> **What is asked**
Transcribe every line exactly. Leave the pictures behind.

> **Recorded data**
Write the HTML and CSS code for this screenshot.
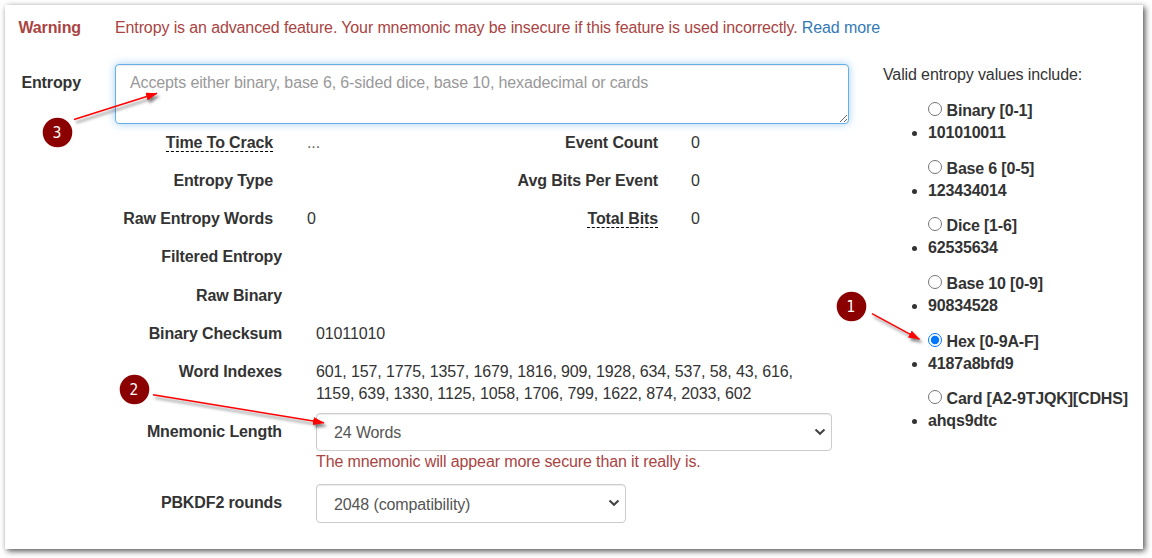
FILE: index.html
```html
<!DOCTYPE html>
<html lang="en">
<head>
<meta charset="utf-8">
<title>Entropy</title>
<link rel="stylesheet" href="styles.css">
</head>
<body>
<main class="panel">
  <div class="label danger">Warning</div>
  <p class="warning danger">Entropy is an advanced feature. Your mnemonic may be insecure if this feature is used incorrectly. <a class="link">Read more</a></p>

  <label class="label entropy-label" for="entropy">Entropy</label>
  <section class="main">
    <textarea id="entropy" class="control entropy" placeholder="Accepts either binary, base 6, 6-sided dice, base 10, hexadecimal or cards"></textarea>
    <div class="stats">
      <div class="name"><span class="hint">Time To Crack</span></div><div class="dots">...</div>
      <div class="name">Event Count</div><div>0</div>
      <div class="name">Entropy Type</div><div></div>
      <div class="name">Avg Bits Per Event</div><div>0</div>
      <div class="name">Raw Entropy Words</div><div>0</div>
      <div class="name"><span class="hint">Total Bits</span></div><div>0</div>
    </div>
    <div class="details">
      <div class="name">Filtered Entropy</div><div></div>
      <div class="name">Raw Binary</div><div></div>
      <div class="name">Binary Checksum</div><div>01011010</div>
      <div class="name">Word Indexes</div>
      <div>601, 157, 1775, 1357, 1679, 1816, 909, 1928, 634, 537, 58, 43, 616,<br>1159, 639, 1330, 1125, 1058, 1706, 799, 1622, 874, 2033, 602</div>
      <label class="name field-name" for="length">Mnemonic Length</label>
      <div>
        <div class="picker">
          <select id="length" class="control"><option>24 Words</option></select>
          <svg class="chevron" viewBox="0 0 12 8"><path d="M1.5 1.5 6 5.7 10.5 1.5"/></svg>
        </div>
        <p class="note danger">The mnemonic will appear more secure than it really is.</p>
      </div>
      <label class="name field-name" for="rounds">PBKDF2 rounds</label>
      <div class="picker short">
        <select id="rounds" class="control"><option>2048 (compatibility)</option></select>
        <svg class="chevron" viewBox="0 0 12 8"><path d="M1.5 1.5 6 5.7 10.5 1.5"/></svg>
      </div>
    </div>
  </section>

  <aside class="side">
    <p>Valid entropy values include:</p>
    <ul class="types">
      <li><label><input type="radio" name="type">Binary [0-1]</label><span class="sample">101010011</span></li>
      <li><label><input type="radio" name="type">Base 6 [0-5]</label><span class="sample">123434014</span></li>
      <li><label><input type="radio" name="type">Dice [1-6]</label><span class="sample">62535634</span></li>
      <li><label><input type="radio" name="type">Base 10 [0-9]</label><span class="sample">90834528</span></li>
      <li><label><input type="radio" name="type" checked>Hex [0-9A-F]</label><span class="sample">4187a8bfd9</span></li>
      <li><label><input type="radio" name="type">Card [A2-9TJQK][CDHS]</label><span class="sample">ahqs9dtc</span></li>
    </ul>
  </aside>
</main>

<svg class="callouts" viewBox="0 0 1152 558">
  <defs>
    <marker id="head" markerUnits="userSpaceOnUse" markerWidth="12" markerHeight="8" refX="11" refY="4" orient="auto">
      <path class="tip" d="M0 0 11.5 4 0 8Z"/>
    </marker>
  </defs>
  <g class="arrows">
    <path d="M872 313.7 919.5 339.3" marker-end="url(#head)"/>
    <path d="M153 394.7 324 422.8" marker-end="url(#head)"/>
    <path d="M74 119.5 157 93.3" marker-end="url(#head)"/>
  </g>
  <g class="badges">
    <circle cx="851.5" cy="306.5" r="14.8"/><text x="851" y="312">1</text>
    <circle cx="134.5" cy="389.5" r="14.8"/><text x="134" y="395">2</text>
    <circle cx="57.5" cy="132.5" r="14.8"/><text x="57" y="138">3</text>
  </g>
</svg>
</body>
</html>
```
FILE: styles.css
```css
* { box-sizing: border-box; }
body {
  margin: 0;
  padding: 5px 9px 9px 5px;
  background: #fff;
  color: #333;
  font: 16px/22px "Liberation Sans", Arial, sans-serif;
  letter-spacing: -.12px;
  overflow: hidden;
}
p { margin: 0; }
.panel {
  display: grid;
  grid-template-columns: 76px 734px 1fr;
  grid-template-rows: 47px 1fr;
  column-gap: 34px;
  height: 544px;
  padding-top: 12px;
  background: #fff;
  box-shadow: 2px 2px 6px rgba(0, 0, 0, .7);
}
.label { font-weight: bold; text-align: right; }
.entropy-label { padding-top: 8px; }
.danger { color: #a94442; }
.warning { grid-column: 2 / 4; }
.link { color: #337ab7; }
.control {
  display: block;
  width: 100%;
  margin: 0;
  border: 1px solid #ccc;
  border-radius: 4px;
  background: #fff;
  color: #555;
  font: inherit;
  letter-spacing: inherit;
  box-shadow: inset 0 1px 1px rgba(0, 0, 0, .075);
}
.entropy {
  height: 60px;
  padding: 7px 14px;
  border-color: #66afe9;
  outline: 0;
  box-shadow: inset 0 1px 1px rgba(0, 0, 0, .075), 0 0 8px rgba(102, 175, 233, .6);
}
.entropy::placeholder { color: #999; }
.name { font-weight: bold; text-align: right; }
.hint { display: inline-block; height: 20px; border-bottom: 1px dashed #000; }
.stats {
  display: grid;
  grid-template-columns: 158px 192px 193px 1fr;
  grid-auto-rows: 38px;
  padding-top: 8px;
}
.stats > :nth-child(even) { padding-left: 34px; }
.stats > :nth-child(4n) { padding-left: 33px; }
.dots { color: #666; }
.details {
  display: grid;
  grid-template-columns: 167px 516px;
  grid-template-rows: 39px 38px 38px 52px 71px 39px;
  column-gap: 34px;
}
.field-name { padding-top: 8px; }
.picker { position: relative; height: 38px; }
.short { width: 310px; height: 39px; }
.picker .control { height: 100%; padding: 2px 17px 0; appearance: none; }
.chevron {
  position: absolute;
  right: 6.5px;
  top: 15px;
  width: 12px;
  height: 8px;
  fill: none;
  stroke: #444;
  stroke-width: 2.1;
}
.types { margin: 14px 0 0; padding: 0 0 0 45px; list-style: none; font-weight: bold; letter-spacing: -.17px; }
.types li { height: 57.7px; }
.types label { display: flex; align-items: flex-start; gap: 4.5px; height: 22px; white-space: nowrap; }
.types input { width: 14px; height: 14px; margin: 2px 0 0; accent-color: #0075ff; }
.sample { display: flex; align-items: center; }
.sample::before { content: ""; width: 5px; height: 5px; margin: 1px 11px 0 -16px; border-radius: 50%; background: #333; }
.callouts { position: absolute; left: 0; top: 0; width: 1152px; height: 558px; letter-spacing: 0; pointer-events: none; }
.arrows { fill: none; stroke: #f00; stroke-width: 1.5; filter: drop-shadow(2px 3px 1.5px rgba(0, 0, 0, .5)); }
.tip { fill: #f00; stroke: none; }
.badges { fill: #8b0000; }
.badges text { fill: #fff; font: 15.5px "DejaVu Sans Condensed", "DejaVu Sans", sans-serif; text-anchor: middle; }
```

> **Answer for this exercise**
Write the HTML and CSS code for this screenshot.
FILE: index.html
```html
<!DOCTYPE html>
<html lang="en">
<head>
<meta charset="utf-8">
<title>Entropy</title>
<link rel="stylesheet" href="styles.css">
</head>
<body>
<main class="panel">
  <div class="label danger">Warning</div>
  <p class="warning danger">Entropy is an advanced feature. Your mnemonic may be insecure if this feature is used incorrectly. <a class="link">Read more</a></p>

  <label class="label entropy-label" for="entropy">Entropy</label>
  <section class="main">
    <textarea id="entropy" class="control entropy" placeholder="Accepts either binary, base 6, 6-sided dice, base 10, hexadecimal or cards"></textarea>
    <div class="stats">
      <div class="name"><span class="hint">Time To Crack</span></div><div class="dots">...</div>
      <div class="name">Event Count</div><div>0</div>
      <div class="name">Entropy Type</div><div></div>
      <div class="name">Avg Bits Per Event</div><div>0</div>
      <div class="name">Raw Entropy Words</div><div>0</div>
      <div class="name"><span class="hint">Total Bits</span></div><div>0</div>
    </div>
    <div class="details">
      <div class="name">Filtered Entropy</div><div></div>
      <div class="name">Raw Binary</div><div></div>
      <div class="name">Binary Checksum</div><div>01011010</div>
      <div class="name">Word Indexes</div>
      <div>601, 157, 1775, 1357, 1679, 1816, 909, 1928, 634, 537, 58, 43, 616,<br>1159, 639, 1330, 1125, 1058, 1706, 799, 1622, 874, 2033, 602</div>
      <label class="name field-name" for="length">Mnemonic Length</label>
      <div>
        <div class="picker">
          <select id="length" class="control"><option>24 Words</option></select>
          <svg class="chevron" viewBox="0 0 12 8"><path d="M1.5 1.5 6 5.7 10.5 1.5"/></svg>
        </div>
        <p class="note danger">The mnemonic will appear more secure than it really is.</p>
      </div>
      <label class="name field-name" for="rounds">PBKDF2 rounds</label>
      <div class="picker short">
        <select id="rounds" class="control"><option>2048 (compatibility)</option></select>
        <svg class="chevron" viewBox="0 0 12 8"><path d="M1.5 1.5 6 5.7 10.5 1.5"/></svg>
      </div>
    </div>
  </section>

  <aside class="side">
    <p>Valid entropy values include:</p>
    <ul class="types">
      <li><label><input type="radio" name="type">Binary [0-1]</label><span class="sample">101010011</span></li>
      <li><label><input type="radio" name="type">Base 6 [0-5]</label><span class="sample">123434014</span></li>
      <li><label><input type="radio" name="type">Dice [1-6]</label><span class="sample">62535634</span></li>
      <li><label><input type="radio" name="type">Base 10 [0-9]</label><span class="sample">90834528</span></li>
      <li><label><input type="radio" name="type" checked>Hex [0-9A-F]</label><span class="sample">4187a8bfd9</span></li>
      <li><label><input type="radio" name="type">Card [A2-9TJQK][CDHS]</label><span class="sample">ahqs9dtc</span></li>
    </ul>
  </aside>
</main>

<svg class="callouts" viewBox="0 0 1152 558">
  <defs>
    <marker id="head" markerUnits="userSpaceOnUse" markerWidth="12" markerHeight="8" refX="11" refY="4" orient="auto">
      <path class="tip" d="M0 0 11.5 4 0 8Z"/>
    </marker>
  </defs>
  <g class="arrows">
    <path d="M872 313.7 919.5 339.3" marker-end="url(#head)"/>
    <path d="M153 394.7 324 422.8" marker-end="url(#head)"/>
    <path d="M74 119.5 157 93.3" marker-end="url(#head)"/>
  </g>
  <g class="badges">
    <circle cx="851.5" cy="306.5" r="14.8"/><text x="851" y="312">1</text>
    <circle cx="134.5" cy="389.5" r="14.8"/><text x="134" y="395">2</text>
    <circle cx="57.5" cy="132.5" r="14.8"/><text x="57" y="138">3</text>
  </g>
</svg>
</body>
</html>
```
FILE: styles.css
```css
* { box-sizing: border-box; }
body {
  margin: 0;
  padding: 5px 9px 9px 5px;
  background: #fff;
  color: #333;
  font: 16px/22px "Liberation Sans", Arial, sans-serif;
  letter-spacing: -.12px;
  overflow: hidden;
}
p { margin: 0; }
.panel {
  display: grid;
  grid-template-columns: 76px 734px 1fr;
  grid-template-rows: 47px 1fr;
  column-gap: 34px;
  height: 544px;
  padding-top: 12px;
  background: #fff;
  box-shadow: 2px 2px 6px rgba(0, 0, 0, .7);
}
.label { font-weight: bold; text-align: right; }
.entropy-label { padding-top: 8px; }
.danger { color: #a94442; }
.warning { grid-column: 2 / 4; }
.link { color: #337ab7; }
.control {
  display: block;
  width: 100%;
  margin: 0;
  border: 1px solid #ccc;
  border-radius: 4px;
  background: #fff;
  color: #555;
  font: inherit;
  letter-spacing: inherit;
  box-shadow: inset 0 1px 1px rgba(0, 0, 0, .075);
}
.entropy {
  height: 60px;
  padding: 7px 14px;
  border-color: #66afe9;
  outline: 0;
  box-shadow: inset 0 1px 1px rgba(0, 0, 0, .075), 0 0 8px rgba(102, 175, 233, .6);
}
.entropy::placeholder { color: #999; }
.name { font-weight: bold; text-align: right; }
.hint { display: inline-block; height: 20px; border-bottom: 1px dashed #000; }
.stats {
  display: grid;
  grid-template-columns: 158px 192px 193px 1fr;
  grid-auto-rows: 38px;
  padding-top: 8px;
}
.stats > :nth-child(even) { padding-left: 34px; }
.stats > :nth-child(4n) { padding-left: 33px; }
.dots { color: #666; }
.details {
  display: grid;
  grid-template-columns: 167px 516px;
  grid-template-rows: 39px 38px 38px 52px 71px 39px;
  column-gap: 34px;
}
.field-name { padding-top: 8px; }
.picker { position: relative; height: 38px; }
.short { width: 310px; height: 39px; }
.picker .control { height: 100%; padding: 2px 17px 0; appearance: none; }
.chevron {
  position: absolute;
  right: 6.5px;
  top: 15px;
  width: 12px;
  height: 8px;
  fill: none;
  stroke: #444;
  stroke-width: 2.1;
}
.types { margin: 14px 0 0; padding: 0 0 0 45px; list-style: none; font-weight: bold; letter-spacing: -.17px; }
.types li { height: 57.7px; }
.types label { display: flex; align-items: flex-start; gap: 4.5px; height: 22px; white-space: nowrap; }
.types input { width: 14px; height: 14px; margin: 2px 0 0; accent-color: #0075ff; }
.sample { display: flex; align-items: center; }
.sample::before { content: ""; width: 5px; height: 5px; margin: 1px 11px 0 -16px; border-radius: 50%; background: #333; }
.callouts { position: absolute; left: 0; top: 0; width: 1152px; height: 558px; letter-spacing: 0; pointer-events: none; }
.arrows { fill: none; stroke: #f00; stroke-width: 1.5; filter: drop-shadow(2px 3px 1.5px rgba(0, 0, 0, .5)); }
.tip { fill: #f00; stroke: none; }
.badges { fill: #8b0000; }
.badges text { fill: #fff; font: 15.5px "DejaVu Sans Condensed", "DejaVu Sans", sans-serif; text-anchor: middle; }
```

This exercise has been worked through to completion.